▶ [Goal]
Below are some records; give them all again exactly, but not the pictures.

(Records with interface code)
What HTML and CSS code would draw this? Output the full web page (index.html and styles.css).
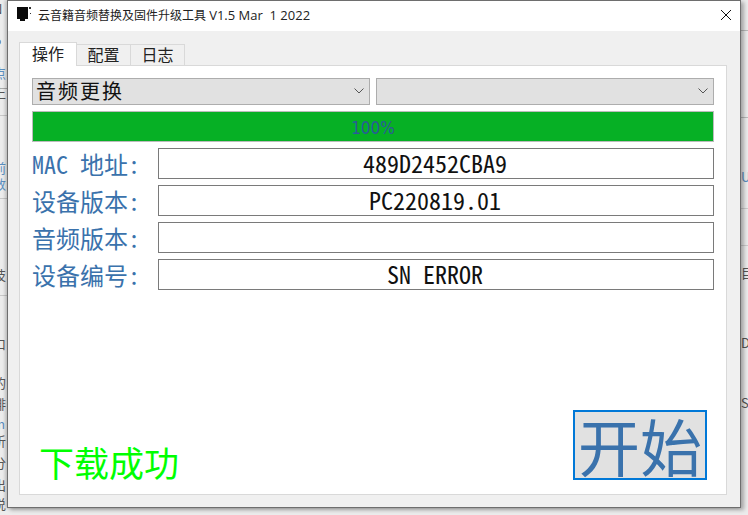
FILE: index.html
```html
<!DOCTYPE html>
<html lang="zh">
<head>
<meta charset="utf-8">
<title>云音籍音频替换及固件升级工具</title>
<link rel="stylesheet" href="styles.css">
</head>
<body>
<div class="behind behind-left">
  <span>N</span><span>P</span><span class="blue">点</span><span>上</span><span class="blue">前</span><span class="blue">数</span><span>技</span><span>口</span><span>的</span><span>排</span><span class="blue">m</span><span>析</span><span>分</span><span>出</span><span>说</span>
</div>
<div class="behind behind-right">
  <span class="blue">U</span><span>目</span><span>D</span><span>S</span>
</div>
<div class="window">
  <header class="titlebar">
    <svg class="app-icon" width="14" height="16" viewBox="0 0 14 16"><path d="M0 0h11v12H8v2H3v-2H0z" fill="#0a0a0a"/><path d="M12 0h2v2h-2zM13 6h1v1h-1z" fill="#333"/></svg>
    <span class="title">云音籍音频替换及固件升级工具 <span class="version">V1.5 Mar&nbsp; 1 2022</span></span>
    <svg class="close" width="12" height="12" viewBox="0 0 12 12"><path d="M1 1l10 10M11 1L1 11" stroke="#111" stroke-width="1" fill="none"/></svg>
  </header>
  <div class="client">
    <nav class="tabs">
      <div class="tab active">操作</div>
      <div class="tab">配置</div>
      <div class="tab">日志</div>
    </nav>
    <main class="pane">
      <div class="selects">
        <div class="select"><span>音频更换</span><svg width="10" height="6" viewBox="0 0 10 6"><path d="M.5.5L5 5 9.500.5" stroke="#555" fill="none"/></svg></div>
        <div class="select"><span></span><svg width="10" height="6" viewBox="0 0 10 6"><path d="M.5.5L5 5 9.500.5" stroke="#555" fill="none"/></svg></div>
      </div>
      <div class="progress">100%</div>
      <div class="row"><label>MAC 地址:</label><div class="field">489D2452CBA9</div></div>
      <div class="row"><label>设备版本:</label><div class="field">PC220819.01</div></div>
      <div class="row"><label>音频版本:</label><div class="field"></div></div>
      <div class="row"><label>设备编号:</label><div class="field">SN ERROR</div></div>
      <div class="footer">
        <div class="status">下载成功</div>
        <button class="start">开始</button>
      </div>
    </main>
  </div>
</div>
</body>
</html>
```
FILE: styles.css
```css
* { box-sizing: border-box; }
html, body { margin: 0; height: 100%; }
body {
  position: relative;
  width: 748px; height: 515px; overflow: hidden;
  background: #ececec;
  padding: 0 7px 7px 7px;
  font-family: "Noto Sans CJK SC", "Liberation Sans", sans-serif;
}
.behind { position: absolute; top: 0; height: 515px; font-size: 13px; line-height: 14px; color: #555; }
.behind span { position: absolute; left: 0; }
.behind .blue { color: #5b8fc0; }
.behind-left {
  left: -7px; width: 14px;
  background:
    linear-gradient(#aaa, #aaa) 0 88px / 100% 1px no-repeat,
    linear-gradient(#c8c8c8, #c8c8c8) 0 115px / 100% 1px no-repeat,
    linear-gradient(#c8c8c8, #c8c8c8) 0 198px / 100% 1px no-repeat,
    linear-gradient(#c8c8c8, #c8c8c8) 0 295px / 100% 1px no-repeat;
}
.behind-left span:nth-child(1) { top: 2px; }
.behind-left span:nth-child(2) { top: 37px; }
.behind-left span:nth-child(3) { top: 66px; }
.behind-left span:nth-child(4) { top: 86px; }
.behind-left span:nth-child(5) { top: 161px; }
.behind-left span:nth-child(6) { top: 177px; }
.behind-left span:nth-child(7) { top: 268px; }
.behind-left span:nth-child(8) { top: 337px; }
.behind-left span:nth-child(9) { top: 376px; }
.behind-left span:nth-child(10) { top: 397px; }
.behind-left span:nth-child(11) { top: 417px; }
.behind-left span:nth-child(12) { top: 434px; }
.behind-left span:nth-child(13) { top: 456px; }
.behind-left span:nth-child(14) { top: 478px; }
.behind-left span:nth-child(15) { top: 497px; }
.behind-right {
  left: 741px; width: 14px;
  background:
    linear-gradient(#bbb, #bbb) 0 30px / 100% 1px no-repeat,
    linear-gradient(#bbb, #bbb) 0 117px / 100% 1px no-repeat,
    linear-gradient(#ccc, #ccc) 0 208px / 100% 1px no-repeat,
    linear-gradient(#ccc, #ccc) 0 245px / 100% 1px no-repeat;
}
.behind-right span:nth-child(1) { top: 170px; }
.behind-right span:nth-child(2) { top: 266px; }
.behind-right span:nth-child(3) { top: 336px; }
.behind-right span:nth-child(4) { top: 396px; }
.window {
  position: relative;
  width: 734px; height: 508px;
  border: 1px solid #6e6e6e;
  background: #f0f0f0;
  display: flex; flex-direction: column;
  box-shadow: 3px 2px 4px rgba(0,0,0,.3), -2px 0 3px rgba(0,0,0,.2);
}
.titlebar {
  height: 30px; background: #fff;
  display: flex; align-items: center;
  padding: 0 8px 2px 9px;
  flex: none;
}
.app-icon { flex: none; }
.title { margin-left: 7px; font-size: 12px; color: #222; font-family: "Open Sans", "Noto Sans CJK SC", sans-serif; white-space: nowrap; }
.version { font-size: 13px; }
.close { margin-left: auto; }
.client { flex: 1; padding: 11px 13px 12px 11px; display: flex; flex-direction: column; min-height: 0; }
.tabs { display: flex; height: 23px; flex: none; align-items: flex-end; }
.tab {
  height: 21px; width: 54px;
  font-size: 16px; line-height: 19px; text-align: center; color: #222;
  border: 1px solid #d9d9d9; border-bottom: none; border-left: none;
  background: #f0f0f0;
}
.tab.active {
  height: 24px; width: 58px; background: #fff; border-left: 1px solid #d9d9d9; line-height: 21px;
  position: relative; z-index: 1; margin-bottom: -1px;
}
.pane {
  flex: 1; background: #fff; border: 1px solid #d9d9d9;
  padding: 12px 0 0 12px;
  display: flex; flex-direction: column; min-height: 0;
}
.selects { display: flex; gap: 6px; width: 682px; flex: none; }
.select {
  flex: 1; height: 27px; background: #e1e1e1; border: 1px solid #adadad;
  display: flex; align-items: center; justify-content: space-between;
  padding: 0 5px 2px 3px; font-size: 20px; letter-spacing: 2px; color: #111;
}
.progress {
  margin-top: 6px; width: 682px; height: 31px; flex: none;
  background: #06b025; border: 1px solid #bcbcbc;
  text-align: center; line-height: 32px; font-size: 17px; color: #2a5a9a;
  font-family: "DejaVu Sans Condensed", "Liberation Sans", sans-serif;
}
.row { display: flex; width: 682px; height: 31px; margin-top: 6px; align-items: center; flex: none; }
.row label {
  width: 126px; flex: none; font-size: 24px; line-height: 29px; color: #3a72ac; white-space: nowrap;
  font-family: "Noto Sans Mono CJK SC", "Noto Sans CJK SC", monospace;
}
.field {
  flex: 1; height: 31px; border: 1px solid #7a7a7a; background: #fff;
  padding-right: 2px;
  text-align: center; font-size: 24px; line-height: 27px; color: #111;
  font-family: "Noto Sans Mono CJK SC", "Liberation Mono", monospace;
}
.footer { flex: 1; display: flex; justify-content: space-between; align-items: flex-end; padding: 0 7px 14px 7px; width: 682px; }
.status { font-size: 35px; line-height: 40px; color: #00ff00; margin-bottom: -2px; }
.start {
  width: 134px; height: 70px; padding: 0; background: #e1e1e1; border: 2px solid #0078d7;
  font-family: "Noto Sans CJK SC", sans-serif; font-size: 62px; line-height: 62px; color: #3a72ac;
}
```
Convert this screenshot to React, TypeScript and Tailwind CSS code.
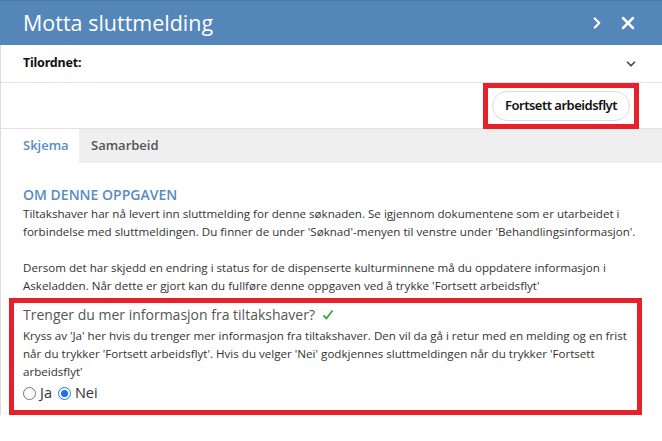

▶ [Exercise output]
What HTML and CSS code would draw this? Output the full web page (index.html and styles.css).
FILE: index.html
```html
<!DOCTYPE html>
<html lang="zh">
<head>
<meta charset="utf-8">
<title>云音籍音频替换及固件升级工具</title>
<link rel="stylesheet" href="styles.css">
</head>
<body>
<div class="behind behind-left">
  <span>N</span><span>P</span><span class="blue">点</span><span>上</span><span class="blue">前</span><span class="blue">数</span><span>技</span><span>口</span><span>的</span><span>排</span><span class="blue">m</span><span>析</span><span>分</span><span>出</span><span>说</span>
</div>
<div class="behind behind-right">
  <span class="blue">U</span><span>目</span><span>D</span><span>S</span>
</div>
<div class="window">
  <header class="titlebar">
    <svg class="app-icon" width="14" height="16" viewBox="0 0 14 16"><path d="M0 0h11v12H8v2H3v-2H0z" fill="#0a0a0a"/><path d="M12 0h2v2h-2zM13 6h1v1h-1z" fill="#333"/></svg>
    <span class="title">云音籍音频替换及固件升级工具 <span class="version">V1.5 Mar&nbsp; 1 2022</span></span>
    <svg class="close" width="12" height="12" viewBox="0 0 12 12"><path d="M1 1l10 10M11 1L1 11" stroke="#111" stroke-width="1" fill="none"/></svg>
  </header>
  <div class="client">
    <nav class="tabs">
      <div class="tab active">操作</div>
      <div class="tab">配置</div>
      <div class="tab">日志</div>
    </nav>
    <main class="pane">
      <div class="selects">
        <div class="select"><span>音频更换</span><svg width="10" height="6" viewBox="0 0 10 6"><path d="M.5.5L5 5 9.500.5" stroke="#555" fill="none"/></svg></div>
        <div class="select"><span></span><svg width="10" height="6" viewBox="0 0 10 6"><path d="M.5.5L5 5 9.500.5" stroke="#555" fill="none"/></svg></div>
      </div>
      <div class="progress">100%</div>
      <div class="row"><label>MAC 地址:</label><div class="field">489D2452CBA9</div></div>
      <div class="row"><label>设备版本:</label><div class="field">PC220819.01</div></div>
      <div class="row"><label>音频版本:</label><div class="field"></div></div>
      <div class="row"><label>设备编号:</label><div class="field">SN ERROR</div></div>
      <div class="footer">
        <div class="status">下载成功</div>
        <button class="start">开始</button>
      </div>
    </main>
  </div>
</div>
</body>
</html>
```
FILE: styles.css
```css
* { box-sizing: border-box; }
html, body { margin: 0; height: 100%; }
body {
  position: relative;
  width: 748px; height: 515px; overflow: hidden;
  background: #ececec;
  padding: 0 7px 7px 7px;
  font-family: "Noto Sans CJK SC", "Liberation Sans", sans-serif;
}
.behind { position: absolute; top: 0; height: 515px; font-size: 13px; line-height: 14px; color: #555; }
.behind span { position: absolute; left: 0; }
.behind .blue { color: #5b8fc0; }
.behind-left {
  left: -7px; width: 14px;
  background:
    linear-gradient(#aaa, #aaa) 0 88px / 100% 1px no-repeat,
    linear-gradient(#c8c8c8, #c8c8c8) 0 115px / 100% 1px no-repeat,
    linear-gradient(#c8c8c8, #c8c8c8) 0 198px / 100% 1px no-repeat,
    linear-gradient(#c8c8c8, #c8c8c8) 0 295px / 100% 1px no-repeat;
}
.behind-left span:nth-child(1) { top: 2px; }
.behind-left span:nth-child(2) { top: 37px; }
.behind-left span:nth-child(3) { top: 66px; }
.behind-left span:nth-child(4) { top: 86px; }
.behind-left span:nth-child(5) { top: 161px; }
.behind-left span:nth-child(6) { top: 177px; }
.behind-left span:nth-child(7) { top: 268px; }
.behind-left span:nth-child(8) { top: 337px; }
.behind-left span:nth-child(9) { top: 376px; }
.behind-left span:nth-child(10) { top: 397px; }
.behind-left span:nth-child(11) { top: 417px; }
.behind-left span:nth-child(12) { top: 434px; }
.behind-left span:nth-child(13) { top: 456px; }
.behind-left span:nth-child(14) { top: 478px; }
.behind-left span:nth-child(15) { top: 497px; }
.behind-right {
  left: 741px; width: 14px;
  background:
    linear-gradient(#bbb, #bbb) 0 30px / 100% 1px no-repeat,
    linear-gradient(#bbb, #bbb) 0 117px / 100% 1px no-repeat,
    linear-gradient(#ccc, #ccc) 0 208px / 100% 1px no-repeat,
    linear-gradient(#ccc, #ccc) 0 245px / 100% 1px no-repeat;
}
.behind-right span:nth-child(1) { top: 170px; }
.behind-right span:nth-child(2) { top: 266px; }
.behind-right span:nth-child(3) { top: 336px; }
.behind-right span:nth-child(4) { top: 396px; }
.window {
  position: relative;
  width: 734px; height: 508px;
  border: 1px solid #6e6e6e;
  background: #f0f0f0;
  display: flex; flex-direction: column;
  box-shadow: 3px 2px 4px rgba(0,0,0,.3), -2px 0 3px rgba(0,0,0,.2);
}
.titlebar {
  height: 30px; background: #fff;
  display: flex; align-items: center;
  padding: 0 8px 2px 9px;
  flex: none;
}
.app-icon { flex: none; }
.title { margin-left: 7px; font-size: 12px; color: #222; font-family: "Open Sans", "Noto Sans CJK SC", sans-serif; white-space: nowrap; }
.version { font-size: 13px; }
.close { margin-left: auto; }
.client { flex: 1; padding: 11px 13px 12px 11px; display: flex; flex-direction: column; min-height: 0; }
.tabs { display: flex; height: 23px; flex: none; align-items: flex-end; }
.tab {
  height: 21px; width: 54px;
  font-size: 16px; line-height: 19px; text-align: center; color: #222;
  border: 1px solid #d9d9d9; border-bottom: none; border-left: none;
  background: #f0f0f0;
}
.tab.active {
  height: 24px; width: 58px; background: #fff; border-left: 1px solid #d9d9d9; line-height: 21px;
  position: relative; z-index: 1; margin-bottom: -1px;
}
.pane {
  flex: 1; background: #fff; border: 1px solid #d9d9d9;
  padding: 12px 0 0 12px;
  display: flex; flex-direction: column; min-height: 0;
}
.selects { display: flex; gap: 6px; width: 682px; flex: none; }
.select {
  flex: 1; height: 27px; background: #e1e1e1; border: 1px solid #adadad;
  display: flex; align-items: center; justify-content: space-between;
  padding: 0 5px 2px 3px; font-size: 20px; letter-spacing: 2px; color: #111;
}
.progress {
  margin-top: 6px; width: 682px; height: 31px; flex: none;
  background: #06b025; border: 1px solid #bcbcbc;
  text-align: center; line-height: 32px; font-size: 17px; color: #2a5a9a;
  font-family: "DejaVu Sans Condensed", "Liberation Sans", sans-serif;
}
.row { display: flex; width: 682px; height: 31px; margin-top: 6px; align-items: center; flex: none; }
.row label {
  width: 126px; flex: none; font-size: 24px; line-height: 29px; color: #3a72ac; white-space: nowrap;
  font-family: "Noto Sans Mono CJK SC", "Noto Sans CJK SC", monospace;
}
.field {
  flex: 1; height: 31px; border: 1px solid #7a7a7a; background: #fff;
  padding-right: 2px;
  text-align: center; font-size: 24px; line-height: 27px; color: #111;
  font-family: "Noto Sans Mono CJK SC", "Liberation Mono", monospace;
}
.footer { flex: 1; display: flex; justify-content: space-between; align-items: flex-end; padding: 0 7px 14px 7px; width: 682px; }
.status { font-size: 35px; line-height: 40px; color: #00ff00; margin-bottom: -2px; }
.start {
  width: 134px; height: 70px; padding: 0; background: #e1e1e1; border: 2px solid #0078d7;
  font-family: "Noto Sans CJK SC", sans-serif; font-size: 62px; line-height: 62px; color: #3a72ac;
}
```
Convert this screenshot to React, TypeScript and Tailwind CSS code.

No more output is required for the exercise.